Nha Trang Airport June 2023

Source: Greg Waldron/FlightGlobal

Passengers at Nha Trang International Airport in June 2023. Alton says that domestic capacity in the Asia-Pacific recovered far better in 2023 than international capacity

Of major markets, only India saw both domestic and international capacity rise above 2019 levels. China’s performance was far more lopsided, with domestic capacity 13% higher than in 2019, but international capacity 49% lower - this hit Japan particularly hard. Indonesia’s recovery was also slower than in other regions.

“The slower-than-expected Chinese travel rebound has forced Japanese airlines and other carriers in the region to pivot to other markets including Hong Kong and Europe,” says Alton.

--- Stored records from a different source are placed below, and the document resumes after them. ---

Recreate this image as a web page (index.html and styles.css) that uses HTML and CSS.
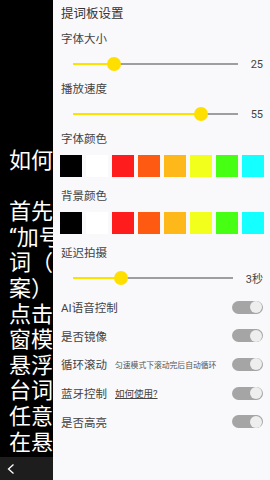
FILE: index.html
```html
<!DOCTYPE html>
<html lang="zh-CN">
<head>
    <meta charset="UTF-8">
    <meta name="viewport" content="width=device-width, initial-scale=1.0">
    <title>提词板设置</title>
    <link rel="stylesheet" href="styles.css">
</head>
<body>
    <div class="screen">
        <div class="reader">
            <div class="script-text">
                如何<br>
                <br>
                首先<br>
                “加号<br>
                词（<br>
                案）<br>
                点击<br>
                窗模<br>
                悬浮<br>
                台词<br>
                任意<br>
                在悬
            </div>
        </div>

        <div class="toolbar">
            <svg class="back" width="8" height="12" viewBox="0 0 8 12">
                <polyline points="6.5,1.5 1.5,6 6.5,10.5" fill="none" stroke="#fff" stroke-width="1.3"/>
            </svg>
        </div>

        <div class="panel">
            <div class="panel-title">提词板设置</div>

            <div class="label">字体大小</div>
            <div class="slider-row">
                <div class="slider">
                    <div class="fill" style="width: 25%"><span class="thumb"></span></div>
                </div>
                <span class="value">25</span>
            </div>

            <div class="label">播放速度</div>
            <div class="slider-row">
                <div class="slider">
                    <div class="fill" style="width: 78%"><span class="thumb"></span></div>
                </div>
                <span class="value">55</span>
            </div>

            <div class="label">字体颜色</div>
            <div class="swatches">
                <span class="swatch black"></span>
                <span class="swatch white"></span>
                <span class="swatch red"></span>
                <span class="swatch orange"></span>
                <span class="swatch amber"></span>
                <span class="swatch yellow"></span>
                <span class="swatch green"></span>
                <span class="swatch cyan"></span>
            </div>

            <div class="label">背景颜色</div>
            <div class="swatches">
                <span class="swatch black"></span>
                <span class="swatch white"></span>
                <span class="swatch red"></span>
                <span class="swatch orange"></span>
                <span class="swatch amber"></span>
                <span class="swatch yellow"></span>
                <span class="swatch green"></span>
                <span class="swatch cyan"></span>
            </div>

            <div class="label">延迟拍摄</div>
            <div class="slider-row">
                <div class="slider">
                    <div class="fill" style="width: 30%"><span class="thumb"></span></div>
                </div>
                <span class="value">3秒</span>
            </div>

            <div class="toggles">
                <div class="toggle-row">
                    <span class="toggle-label">AI语音控制</span>
                    <span class="switch"></span>
                </div>
                <div class="toggle-row">
                    <span class="toggle-label">是否镜像</span>
                    <span class="switch"></span>
                </div>
                <div class="toggle-row">
                    <span class="toggle-label">循环滚动</span>
                    <span class="hint">匀速模式下滚动完后自动循环</span>
                    <span class="switch"></span>
                </div>
                <div class="toggle-row">
                    <span class="toggle-label">蓝牙控制</span>
                    <span class="help">如何使用?</span>
                    <span class="switch"></span>
                </div>
                <div class="toggle-row">
                    <span class="toggle-label">是否高亮</span>
                    <span class="switch"></span>
                </div>
            </div>
        </div>
    </div>
</body>
</html>
```

FILE: styles.css
```css
body {
    margin: 0;
    background: #000;
    font-family: 'Roboto', 'Noto Sans CJK SC', sans-serif;
    overflow: hidden;
}

.screen {
    position: relative;
    width: 270px;
    height: 480px;
    display: flex;
    flex-direction: column;
    overflow: hidden;
}

.reader {
    flex: 1;
    width: 53px;
    overflow: hidden;
}

.script-text {
    padding: 148px 0 0 9px;
    color: #fff;
    font-size: 22px;
    line-height: 25.6px;
    white-space: nowrap;
}

.toolbar {
    height: 23px;
    background: #1d1d1d;
    display: flex;
    align-items: center;
    padding-left: 7px;
}

.back {
    display: block;
}

/* settings drawer over the reader */
.panel {
    position: absolute;
    top: 0;
    left: 53px;
    right: 0;
    bottom: 0;
    background: #f9f8fb;
    color: #444;
}

.panel-title {
    height: 27px;
    line-height: 28px;
    padding-left: 8px;
    font-size: 12.5px;
    color: #333;
}

.label {
    height: 24px;
    line-height: 24px;
    padding-left: 8px;
    font-size: 11.5px;
}

.slider-row {
    height: 26px;
    display: flex;
    align-items: center;
    gap: 13px;
    padding: 0 7px 0 20px;
}

.slider {
    flex: 1;
    height: 2px;
    background: #9e9e9e;
    position: relative;
}

.fill {
    height: 100%;
    background: #ffe100;
    position: relative;
}

.thumb {
    position: absolute;
    right: -7px;
    top: -6px;
    width: 14px;
    height: 14px;
    border-radius: 50%;
    background: #ffdf00;
}

.value {
    font-size: 11px;
    color: #444;
}

.swatches {
    display: flex;
    gap: 4px;
    padding-left: 7px;
    margin: 4px 0 7px;
}

.swatch {
    width: 22px;
    height: 22px;
}

.black { background: #000; }
.white { background: #fff; }
.red { background: #ff1c1c; }
.orange { background: #ff5a12; }
.amber { background: #ffb81a; }
.yellow { background: #f2ff1c; }
.green { background: #46ff12; }
.cyan { background: #14ffff; }

.toggles {
    padding-top: 2px;
}

.toggle-row {
    height: 28.6px;
    display: flex;
    align-items: center;
    padding: 0 7px 0 8px;
}

.toggle-label {
    font-size: 11.5px;
    margin-right: 8px;
}

.hint {
    font-size: 7.8px;
    color: #555;
}

.help {
    font-size: 9.5px;
    color: #444;
    text-decoration: underline;
}

.switch {
    margin-left: auto;
    width: 31px;
    height: 13px;
    border-radius: 7px;
    background: #a5a5a5;
    position: relative;
}

.switch:after {
    content: '';
    position: absolute;
    right: 1px;
    top: 0.5px;
    width: 12px;
    height: 12px;
    border-radius: 50%;
    background: #eeeeee;
}
```
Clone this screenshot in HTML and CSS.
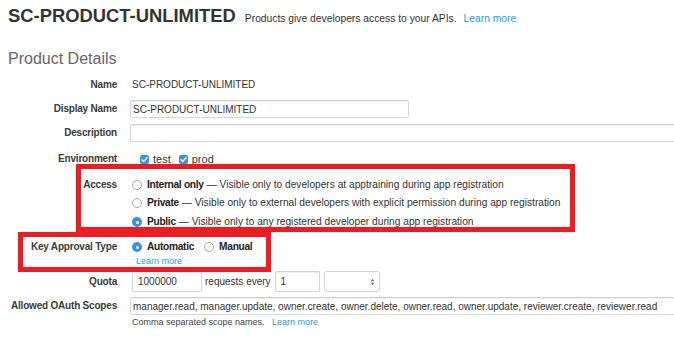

Still, visa-free agreements between China and countries such as Malaysia, Thailand, and Singapore could see a rebound in Chinese international travellers to Southeast Asia. Alton suggests that these measures could boost tourist arrivals in Southeast Asia, requiring the region’s airlines and airports to scale up capacity.

While Alton believes 2024 will see improved airline profitability in the region, it lists several factors that will hurt growth.

Risks include higher fuel prices stemming from geopolitical conflicts, elevated lending rates, and the strength of the US dollar.

“The US Dollar is the transactional currency for many major cost items like maintenance, repair, and overhaul (MRO) and spare parts, jet fuel, and aircraft financing,” says Alton.

“Revenues, on the other hand, are largely denominated in local currencies, resulting in airlines facing tighter operating margins due to currency translation effect.”